Our two-party system limits choices, and it becomes even worse when ideologues control a party. The GOP has become a dictatorship, supporting only those candidates who support the entire NeoCon package. Oregon Senators such as Mark Hatfield (R) and Wayne Morse (R, then I, then D) would be shunned by today's Repugnant GOP.

<see above for the entire text, if you want to>... If you really sit down and hard analyze our wars since the Civil War, all could have been avoided if we had a better foreign policy. No arguement that we were attacked by Japan leading us into WW2 but if you look hard at political actions leading up to this timeframe you have to wonder if we should have done some of the things we did which accelerated a possible if not inevitable conflict.
Even our Civil War may have been avoidable, and, of course, the path ahead is not so easy to see as the path behind.
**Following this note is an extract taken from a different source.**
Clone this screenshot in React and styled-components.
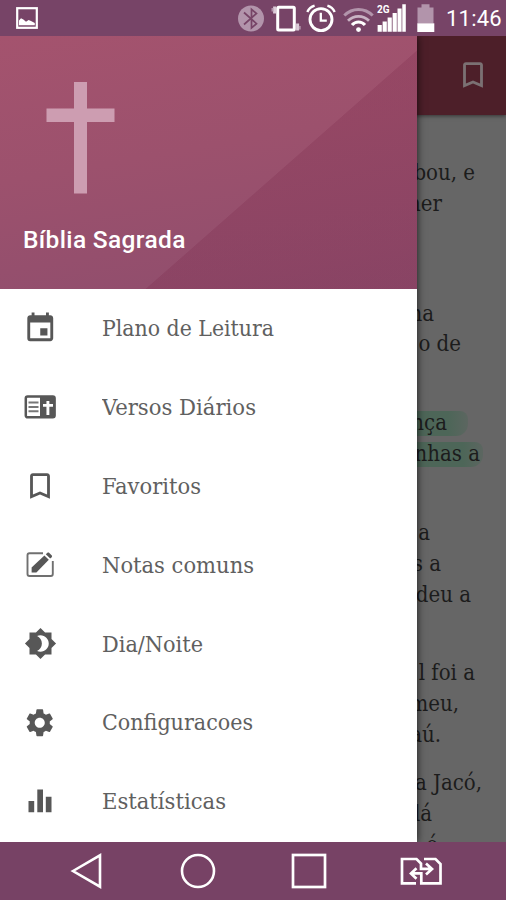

Another thing to consider: those who shape and implement our foreign policy may want to go to war. I think FDR wanted us to take part in WWII while the American people thought we should leave that hemisphere to itself. Nothing changes our outlook quite like a surprise attack.


...
Say what you want about the republicans Senior but the fact is 2 of the people the Neo-cons point to in their empirical quests are none other than 2 democrat presidents in Woodrow Wilson and FDR. ...
Both parties have changed, though the names remain the same. The fact that Roosevelt was a Republican (Theodore), or that Roosevelt was a Democrat (Franklin) has little bearing on what those party names mean today.


I hate the neos too and I applaud you and diesel for speaking out but I also know that the dems are in lock step with the plan, they just change the name to fool the folks while at the same time they skip America down the primrose path of destruction. They in huge numbers approved the Iraq war plan and don't give me the "they tricked us" nonsense either.
I assume this is about Congress giving the President the authorization to go to war. I do not think that a specific plan was voted upon by Congress, I think our laws and Constitution make the President responsible for those details. Once the authorization is made, Congress can either withdraw that authorization or attempt to apply conditions with the only other tool they have - the purse strings.


... The only reason the dems scream now is they want the mess cleaned up before Nov. 08' because they don't won't to have to deal with it....
Yes, and the Repubs want to put as much as blame at the feet of the Dems as they possibly can. Some (of each side) appear to be responding to their constituencies! You would think they're running for office!


Which party in the end is better for vets?

NEITHER!
Oh, yes, the question that is the topic of this thread. I was going to put the Neither Party on the list, but I figured that was a weasel answer. The Neither Party has not made it on our ballot yet. (So I put the Libertarian Party on there, so some people would try to deduce what a Libertarian government would actually do for veterans.)

If you look at the Congressional Scorecards published by veterans groups 6 or so years ago, the Repubs were preferred. About 3 to 4 years ago, the Repubs had a small lead in most cases. Looking at recent scorecards, the Repubs appear to have nearly abandoned vets.

...
Hugs and kisses guys!:wink:
Time to quit squabbling, and make up?
 
Last edited:

wkmac

Well-Known Member
wkmac may misunderstand me, but I can blame my own text for that.

On the misunderstanding, I think that may be true on my part as your posted link in another thread to the Classical liberal article was very eye opening about you. We may have a whole lot more in common than I imagined. OH Boy, think of the fun we are gonna have!
:lol:


Time to quit squabbling, and make up?

I'll slip into something sexy and meet you at the no tell motel!
:lol::lol::lol:

Seriously,
I'd have been better served in hindsight to have really addressed my post to Big and Diesel instead of you but for whatever reason your post and some comments by diesel just merged in my thinking process at the time and you got dumped on. Hope you will accept my apology for that gross oversite. I still completely stand by my point but with the change that is fairness instead of you it should be Big. And really it's not so much Big and Diesel themselves but rather folks like them who are so locked into this mentality that this party or that party is the only mechanism to save us. Back years ago you had so-called conservatives and liberals in both parties and most legislation that came about had to do so by a broader consensus that stretched across party lines. Reagan, whether you agree with him or not, got a lot of his legislation agenda passed not as a result of lock step repubs all drinking together but instead a broad across parties consensus of both repub and democrats getting behind a number of those measures. Joe Lieberman today is seen as some weird political anomally but 20 years ago, a Joe Lieberman was more a norm than an oddball and you had some repubs who would side more with a Kennedy or ther noted so-called political liberal of the day than they would Reagan.

We've galvanized so much along party lines that at times it seems more like a rival college football games than anything else. It doesn't matter who is on the field or the plays they are calling, it only matters that they wear the jersey I'm loyal too. Do that and I back em' no matter what they do!

I see that thinking as not only dangerous but fatal to the democratic republic given to us nearly 250 years ago.

JMHO

As for the libertarians doing anything for the vets? In principle, that is very hard to say because even though there is difference of opinion among libertarians, you have some that support the war in Iraq but most do not for a variety of reasons. I do think with libertarians we would have as a matter of foreign policy and vastly more non-interventionist approach to geo-politics. I think as a result of that point alone, you'd have far less in number of vets than you do now so the argument might be that with so little not much is needed. But I also think the libertarian party is not presently able to compete against the other 2 but at best plant seeds of thought in the American electorate.


Be cool Senior and "My Bad" on lumping you in.